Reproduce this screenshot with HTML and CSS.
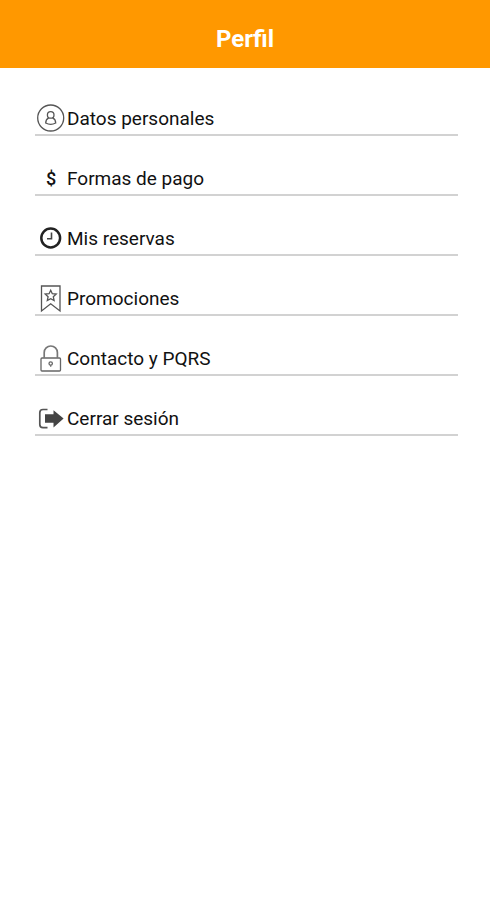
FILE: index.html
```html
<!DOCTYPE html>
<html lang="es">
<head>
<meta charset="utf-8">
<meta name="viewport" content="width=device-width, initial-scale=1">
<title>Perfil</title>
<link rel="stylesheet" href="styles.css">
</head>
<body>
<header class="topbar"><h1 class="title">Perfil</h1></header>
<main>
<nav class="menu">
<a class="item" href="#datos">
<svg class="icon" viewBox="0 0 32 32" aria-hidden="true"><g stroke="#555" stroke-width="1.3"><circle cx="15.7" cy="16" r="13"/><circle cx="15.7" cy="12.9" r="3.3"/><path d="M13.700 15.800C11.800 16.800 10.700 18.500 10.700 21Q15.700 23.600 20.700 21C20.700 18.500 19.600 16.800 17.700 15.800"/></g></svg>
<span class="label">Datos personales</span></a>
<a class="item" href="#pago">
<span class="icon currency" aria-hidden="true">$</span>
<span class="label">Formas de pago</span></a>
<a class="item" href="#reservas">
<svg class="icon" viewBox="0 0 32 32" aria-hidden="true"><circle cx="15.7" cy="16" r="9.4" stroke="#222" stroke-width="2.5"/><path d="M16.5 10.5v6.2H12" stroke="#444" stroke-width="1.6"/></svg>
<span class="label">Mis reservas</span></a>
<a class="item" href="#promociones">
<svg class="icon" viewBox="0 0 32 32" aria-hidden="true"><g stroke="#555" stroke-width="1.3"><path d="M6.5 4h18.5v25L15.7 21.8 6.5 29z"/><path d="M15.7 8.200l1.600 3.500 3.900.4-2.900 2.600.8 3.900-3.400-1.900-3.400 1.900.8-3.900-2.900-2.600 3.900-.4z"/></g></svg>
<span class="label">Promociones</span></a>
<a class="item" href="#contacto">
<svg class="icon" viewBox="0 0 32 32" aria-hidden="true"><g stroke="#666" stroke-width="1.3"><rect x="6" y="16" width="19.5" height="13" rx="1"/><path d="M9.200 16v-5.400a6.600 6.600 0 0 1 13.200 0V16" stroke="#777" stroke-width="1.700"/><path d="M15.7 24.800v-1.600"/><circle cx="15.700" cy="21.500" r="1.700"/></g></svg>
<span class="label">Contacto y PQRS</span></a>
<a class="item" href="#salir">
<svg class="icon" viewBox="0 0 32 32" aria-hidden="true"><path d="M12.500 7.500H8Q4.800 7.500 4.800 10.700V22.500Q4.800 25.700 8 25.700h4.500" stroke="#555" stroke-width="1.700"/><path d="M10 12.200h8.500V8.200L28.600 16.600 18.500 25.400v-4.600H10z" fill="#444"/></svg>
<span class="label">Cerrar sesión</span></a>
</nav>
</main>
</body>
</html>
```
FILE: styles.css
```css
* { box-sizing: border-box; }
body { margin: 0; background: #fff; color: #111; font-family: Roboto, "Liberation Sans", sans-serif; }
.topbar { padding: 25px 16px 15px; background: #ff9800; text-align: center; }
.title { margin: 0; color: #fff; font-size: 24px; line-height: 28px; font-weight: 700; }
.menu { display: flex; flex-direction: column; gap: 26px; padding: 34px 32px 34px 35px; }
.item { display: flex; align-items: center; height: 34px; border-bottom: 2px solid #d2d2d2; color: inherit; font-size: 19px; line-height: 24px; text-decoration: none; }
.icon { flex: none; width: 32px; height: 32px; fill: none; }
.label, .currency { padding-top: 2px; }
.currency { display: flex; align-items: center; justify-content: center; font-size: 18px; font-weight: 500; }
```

------------------------------------

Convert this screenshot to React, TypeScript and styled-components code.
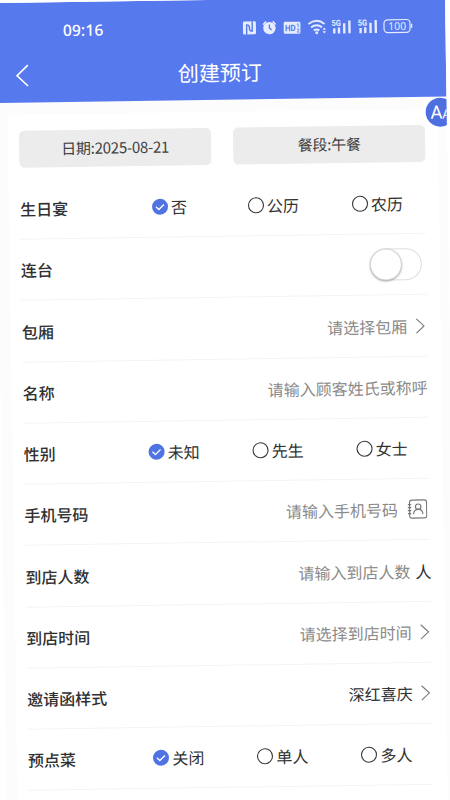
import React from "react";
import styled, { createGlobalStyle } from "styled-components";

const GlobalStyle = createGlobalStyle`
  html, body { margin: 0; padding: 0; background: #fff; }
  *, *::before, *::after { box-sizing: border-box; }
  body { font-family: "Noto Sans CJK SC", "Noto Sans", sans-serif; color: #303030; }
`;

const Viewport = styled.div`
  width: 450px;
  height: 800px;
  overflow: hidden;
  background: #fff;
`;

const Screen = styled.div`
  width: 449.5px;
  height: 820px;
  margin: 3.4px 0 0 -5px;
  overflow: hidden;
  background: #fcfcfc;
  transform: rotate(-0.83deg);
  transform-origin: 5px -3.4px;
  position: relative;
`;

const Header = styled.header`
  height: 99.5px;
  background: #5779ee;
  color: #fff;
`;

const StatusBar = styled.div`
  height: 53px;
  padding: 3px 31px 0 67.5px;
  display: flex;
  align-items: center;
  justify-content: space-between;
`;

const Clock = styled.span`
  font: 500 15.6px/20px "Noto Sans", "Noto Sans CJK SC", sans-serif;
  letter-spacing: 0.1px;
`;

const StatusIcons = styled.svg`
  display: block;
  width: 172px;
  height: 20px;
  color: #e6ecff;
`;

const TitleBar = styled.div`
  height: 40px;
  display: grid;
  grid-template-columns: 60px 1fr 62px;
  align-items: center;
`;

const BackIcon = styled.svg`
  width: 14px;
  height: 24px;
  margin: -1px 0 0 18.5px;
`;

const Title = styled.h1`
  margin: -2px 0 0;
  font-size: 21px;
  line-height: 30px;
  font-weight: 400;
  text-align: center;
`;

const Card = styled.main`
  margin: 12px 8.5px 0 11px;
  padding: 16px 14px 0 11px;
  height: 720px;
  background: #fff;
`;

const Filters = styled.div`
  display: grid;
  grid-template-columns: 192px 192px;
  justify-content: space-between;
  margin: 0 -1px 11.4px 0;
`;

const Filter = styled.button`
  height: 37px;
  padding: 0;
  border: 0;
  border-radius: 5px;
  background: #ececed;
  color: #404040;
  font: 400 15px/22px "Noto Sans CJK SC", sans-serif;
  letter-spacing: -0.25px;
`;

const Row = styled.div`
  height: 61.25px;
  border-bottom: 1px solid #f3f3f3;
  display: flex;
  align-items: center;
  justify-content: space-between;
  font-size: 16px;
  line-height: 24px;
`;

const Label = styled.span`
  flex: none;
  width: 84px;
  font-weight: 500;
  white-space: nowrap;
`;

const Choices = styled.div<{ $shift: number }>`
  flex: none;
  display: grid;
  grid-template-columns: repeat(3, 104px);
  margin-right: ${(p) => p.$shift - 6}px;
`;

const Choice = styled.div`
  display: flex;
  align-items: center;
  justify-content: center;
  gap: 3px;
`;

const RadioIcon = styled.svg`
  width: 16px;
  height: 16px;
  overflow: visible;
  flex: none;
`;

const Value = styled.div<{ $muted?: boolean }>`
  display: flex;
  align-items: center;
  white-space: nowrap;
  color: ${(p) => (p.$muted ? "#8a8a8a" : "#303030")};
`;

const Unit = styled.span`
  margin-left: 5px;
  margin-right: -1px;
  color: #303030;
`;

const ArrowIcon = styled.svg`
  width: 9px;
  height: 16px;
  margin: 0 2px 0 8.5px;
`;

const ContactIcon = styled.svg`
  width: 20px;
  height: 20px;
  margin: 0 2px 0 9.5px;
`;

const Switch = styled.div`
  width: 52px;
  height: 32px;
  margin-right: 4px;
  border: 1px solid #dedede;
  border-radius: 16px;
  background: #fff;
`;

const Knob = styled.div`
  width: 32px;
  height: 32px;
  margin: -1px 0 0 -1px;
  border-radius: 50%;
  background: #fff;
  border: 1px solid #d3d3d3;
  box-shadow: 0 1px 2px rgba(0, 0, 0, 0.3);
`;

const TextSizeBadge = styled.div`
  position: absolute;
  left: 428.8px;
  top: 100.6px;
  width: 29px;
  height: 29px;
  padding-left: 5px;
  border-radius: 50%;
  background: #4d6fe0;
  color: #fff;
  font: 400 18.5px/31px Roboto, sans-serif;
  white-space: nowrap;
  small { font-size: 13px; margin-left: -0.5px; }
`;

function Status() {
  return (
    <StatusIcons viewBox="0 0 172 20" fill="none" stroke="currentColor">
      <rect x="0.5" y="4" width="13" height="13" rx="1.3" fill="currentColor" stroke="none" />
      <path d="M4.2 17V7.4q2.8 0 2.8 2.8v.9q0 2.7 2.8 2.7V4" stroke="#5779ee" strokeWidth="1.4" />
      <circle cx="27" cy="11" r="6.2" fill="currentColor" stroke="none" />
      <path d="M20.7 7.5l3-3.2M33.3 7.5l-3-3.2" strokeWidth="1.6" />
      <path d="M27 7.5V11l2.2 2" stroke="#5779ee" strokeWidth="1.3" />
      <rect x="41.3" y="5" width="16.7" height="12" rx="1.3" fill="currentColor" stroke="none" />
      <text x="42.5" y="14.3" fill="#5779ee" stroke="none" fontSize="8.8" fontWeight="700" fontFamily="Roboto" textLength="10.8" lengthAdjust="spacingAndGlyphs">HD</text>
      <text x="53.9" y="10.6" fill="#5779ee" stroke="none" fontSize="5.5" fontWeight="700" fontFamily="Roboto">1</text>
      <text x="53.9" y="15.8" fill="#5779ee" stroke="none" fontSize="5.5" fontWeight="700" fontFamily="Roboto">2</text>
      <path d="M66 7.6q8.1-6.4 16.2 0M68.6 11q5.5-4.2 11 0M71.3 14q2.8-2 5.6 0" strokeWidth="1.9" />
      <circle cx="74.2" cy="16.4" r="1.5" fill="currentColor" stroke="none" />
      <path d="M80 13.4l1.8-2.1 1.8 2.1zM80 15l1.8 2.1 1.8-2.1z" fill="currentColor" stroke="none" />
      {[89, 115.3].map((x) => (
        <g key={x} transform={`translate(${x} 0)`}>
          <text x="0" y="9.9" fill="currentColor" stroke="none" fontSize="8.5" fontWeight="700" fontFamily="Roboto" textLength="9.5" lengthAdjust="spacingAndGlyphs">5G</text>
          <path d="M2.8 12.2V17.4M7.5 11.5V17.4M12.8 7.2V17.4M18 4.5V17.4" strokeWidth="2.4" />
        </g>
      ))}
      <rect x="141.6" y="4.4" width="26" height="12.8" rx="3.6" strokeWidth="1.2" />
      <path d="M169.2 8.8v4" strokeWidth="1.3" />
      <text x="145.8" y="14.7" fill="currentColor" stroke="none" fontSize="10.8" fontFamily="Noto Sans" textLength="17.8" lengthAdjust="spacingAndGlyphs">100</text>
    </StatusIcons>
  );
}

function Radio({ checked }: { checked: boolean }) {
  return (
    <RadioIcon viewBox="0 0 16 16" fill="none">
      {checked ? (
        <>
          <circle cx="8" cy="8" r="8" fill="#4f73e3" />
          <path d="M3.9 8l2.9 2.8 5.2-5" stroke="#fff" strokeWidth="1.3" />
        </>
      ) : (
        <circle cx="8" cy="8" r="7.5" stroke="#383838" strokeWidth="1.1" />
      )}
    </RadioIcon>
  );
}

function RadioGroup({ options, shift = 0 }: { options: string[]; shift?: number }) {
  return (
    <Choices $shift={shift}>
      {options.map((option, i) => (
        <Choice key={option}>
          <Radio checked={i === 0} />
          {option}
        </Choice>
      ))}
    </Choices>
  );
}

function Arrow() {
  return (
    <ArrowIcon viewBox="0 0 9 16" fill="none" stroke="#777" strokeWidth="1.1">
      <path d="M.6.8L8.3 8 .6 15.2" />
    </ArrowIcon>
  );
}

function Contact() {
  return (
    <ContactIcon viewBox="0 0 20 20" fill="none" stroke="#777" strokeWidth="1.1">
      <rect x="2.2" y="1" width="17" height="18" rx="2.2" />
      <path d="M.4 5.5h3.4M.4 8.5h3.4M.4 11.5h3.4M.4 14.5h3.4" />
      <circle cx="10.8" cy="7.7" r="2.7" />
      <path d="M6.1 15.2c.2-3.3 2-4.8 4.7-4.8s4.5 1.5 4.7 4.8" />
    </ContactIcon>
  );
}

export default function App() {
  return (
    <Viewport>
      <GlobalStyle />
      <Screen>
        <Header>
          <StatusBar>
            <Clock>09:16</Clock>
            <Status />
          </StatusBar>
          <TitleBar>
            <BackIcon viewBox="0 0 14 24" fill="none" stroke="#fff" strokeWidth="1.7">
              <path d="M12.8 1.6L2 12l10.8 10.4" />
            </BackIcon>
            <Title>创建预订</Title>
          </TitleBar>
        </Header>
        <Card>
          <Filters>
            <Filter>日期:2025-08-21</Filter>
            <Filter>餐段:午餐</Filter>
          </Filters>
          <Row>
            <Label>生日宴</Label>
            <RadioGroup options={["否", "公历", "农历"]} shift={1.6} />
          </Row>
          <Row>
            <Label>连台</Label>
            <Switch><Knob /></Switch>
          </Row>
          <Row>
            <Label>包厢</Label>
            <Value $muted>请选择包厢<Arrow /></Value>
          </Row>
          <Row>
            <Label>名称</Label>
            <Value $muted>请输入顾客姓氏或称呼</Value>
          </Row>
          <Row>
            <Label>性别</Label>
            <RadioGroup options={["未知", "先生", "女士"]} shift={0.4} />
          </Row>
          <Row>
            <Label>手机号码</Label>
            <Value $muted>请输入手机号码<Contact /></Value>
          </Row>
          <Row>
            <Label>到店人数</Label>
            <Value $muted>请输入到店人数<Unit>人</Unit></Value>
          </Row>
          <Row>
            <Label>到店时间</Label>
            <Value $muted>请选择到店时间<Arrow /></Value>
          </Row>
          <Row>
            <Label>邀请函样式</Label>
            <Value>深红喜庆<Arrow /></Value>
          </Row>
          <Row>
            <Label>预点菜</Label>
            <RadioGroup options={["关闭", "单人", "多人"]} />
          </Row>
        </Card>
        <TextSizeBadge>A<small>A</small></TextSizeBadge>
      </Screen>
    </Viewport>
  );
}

------------------------------------

DIRECTIVE
List all lines holding the string "components".

TASK SOLUTION
Convert this screenshot to React, TypeScript and styled-components code.
import styled, { createGlobalStyle } from "styled-components";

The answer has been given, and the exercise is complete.